The difference between the decisions made by various strategic leaders may also depend on the level and quality of their education. For example, it is possible to assume that leaders will make most of their choices according to what they have learnt in their university (Hambrick and Quigley, 2014, p. 476). Strategic leaders may make decisions based on the behaviours of team members, the trends in the market analysis, and the risks faced by the organization (Simsek et al., 2018). Moreover, since age means experience, usually, the older a leader is, the smarter his or her decisions are since he or she is familiar with most of the situations (Hambrick and Finkelstein, 1987). However, this idea contradicts the thought of Waelchli and Zeller (2013, p. 1612), which will be discussed in one of the following paragraphs.
Gender is another factor that affects the choices of strategic leaders and their influence on firm performance. There are many more men in leadership positions than women. However, female leaders are distinguished by increasing the success of an organisation. Kirsch (2018, p. 346) notices that “appointing women directors tends to make the composition of boards more diverse, which is thought to affect the nature of board processes and outcomes, and by extension, firm outcomes.” This is proof of gender influencing firm success and performance.
Another model that may help in analysing the differences between the decisions of various leaders is the Tripartite Model of Power and Influence on the Board. The ability of leaders to produce intended effects on the board depends on their power sources such as information, expertise and position, the desire of and skills in using these power sources and the wider structure and context (Pettigrew and McNulty, 1995, p. 852). Hence, the more skills and opportunities a strategic leader has, the better he influences firm performance.
Chairmen of The Boards (COBs)
COBs are among the most influential strategic leaders in corporations. Their roles are to provide leadership to the board, take responsibility for the board’s composition and development and ensuring proper information (Roberts, 2002, p. 511). Waelchli and Zeller (2013, p. 1612) examine the impacts of COBs on the firm predominance. The study focusses on COB age and firm performance in which they illustrate a robust negative relation between COBs age and firm performance. Studies indicate that the capacity to make effective managerial decisions declines with age. Therefore, since most COBs are aged 50 and above, their cognitive abilities to make performance-related decisions decline affecting the overall performance of firms (Shen, 2005, p. 85). According to Mui et al. (2018, p. 156), COBs can drive an organisation towards short-term stability and long-term viability. They can also influence the overall effectiveness of the large organisation to a large extent to deal with internal strengths and weakness as well as assess external threats and opportunities that determines a company’s competitive edge.
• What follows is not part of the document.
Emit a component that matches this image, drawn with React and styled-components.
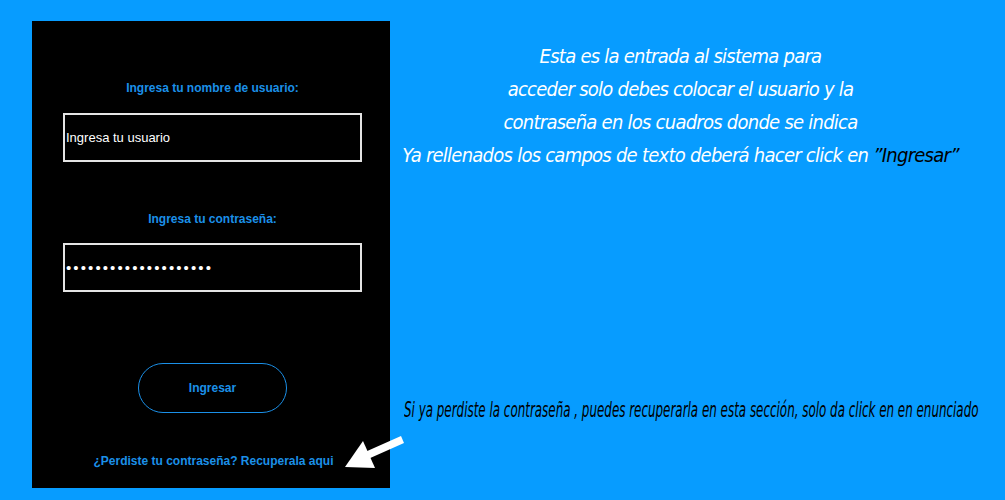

Their vision shapes the organisational behavioural pattern towards achieving the goals and encompasses the value that the company should concentrate on in regards to improving performance. COBs provide directions that are essential for organisational performance since they are linked with long-term objectives. They are characterized by different core competencies, such as goal-setting, development of vision, building strategic agreements, promoting empowerment, and executive presence, as well as problems-solving. These skills equip them to guide the company towards positive performance. The specified approach is supported by the scientific management theory, which allows seeking different ways of motivating employees.
Another theory is the upper echelons perspective that is related to company governance. It provides an opportunity for additional analysis of differences between decisions made by various strategic leaders (Hambrick, 2007, p. 339). Its key idea states that the personalities, values and experiences of leaders have a great influence on how they interpret the situations they face and make decisions (Hambrick and Mason, 1984, p. 197). Hence, a COB’s background, personality, skills and values may affect all the choices he or she makes for a company.
Chief Technology Officers (CTOs)
Over the last two decades, the power, as well as the number of CTOs, has increased in companies indicating their augmented influence. CTO’s influence forms of R&D expenditure that affect the firm’s performance. Many scholars have studied the roles and functions performed by CTOs within an organisation and how they influence overall firm performance (Medcof and Lee, 2017, p. 1). The most common roles include monitoring and assessing new technologies, leading strategic innovation throughout the firm, and taking part in marketing coupled with media relations related to technology. These functions determine most of a company’s operations and significantly influence the overall firm performance. CTOs are also involved in coordinating technical efforts among business units and representing the technology department with TMT.
Agency theory is another way to explain the differences between the decisions of strategic leaders. This theory is based on the idea that since CTOs usually act in their own self-interests, the shareholders of any company are likely to face problems (Fama and Jensen, 1983, p. 310). Hence, leaders are so selfish that they forget about other’s benefits and care only about themselves (Campbell et al., 2012, p. 1439). Also, this theory assumes that NEDs are powerful enough to control managers’ behaviour collectively (Eisenhardt, 1989). In opposition to this idea, there is a stewardship theory that supposes that CTOs are the organisation’s stewards (Davis et al., 1997). They are rather trustworthy individuals who will forget about their benefit and will look after the interests of the owners of the company.
Good Strategic Leaders Making Bad Choices (CEO Session)
There are situations when intelligent, skilful, knowledgeable and experienced CEOs make bad decisions. The key reasons are that a strategic leader expected rational response from others and did not understand correctly how others interpret their environment and decide to act (Barton and Wiseman, 2015). Also, according to Epstein (1991, p. 120), rational and intuitive systems may sometimes produce conflicts between each other, so a CEO gets confused, panics and makes a mistake. Campbell et al. (2009, p. 63) notice that biases may influence the process of making a decision. Since they operate subconsciously, the brain cannot realize and correct the errors (Baer, Heiligtag and Samandari, 2017). That is why some CEOs may not spot and safeguard against their own mistakes in choices and judgment, and this is also the reason for leaders making different decisions.
To draw a conclusion, one may say that strategic leaders are highly influential in regards to firm performance. Each undertakes unique roles that determine or influence the level of productivity within a business (Barrick et al.,2015, p. 110). All the strategic leaders make different decisions for their company, and it may be explained with the help of various theories, their psychological characteristics, individual development and human limits. Strategic leadership remains one of the most influential concepts within organisations due to its capacity to augment overall firm productivity.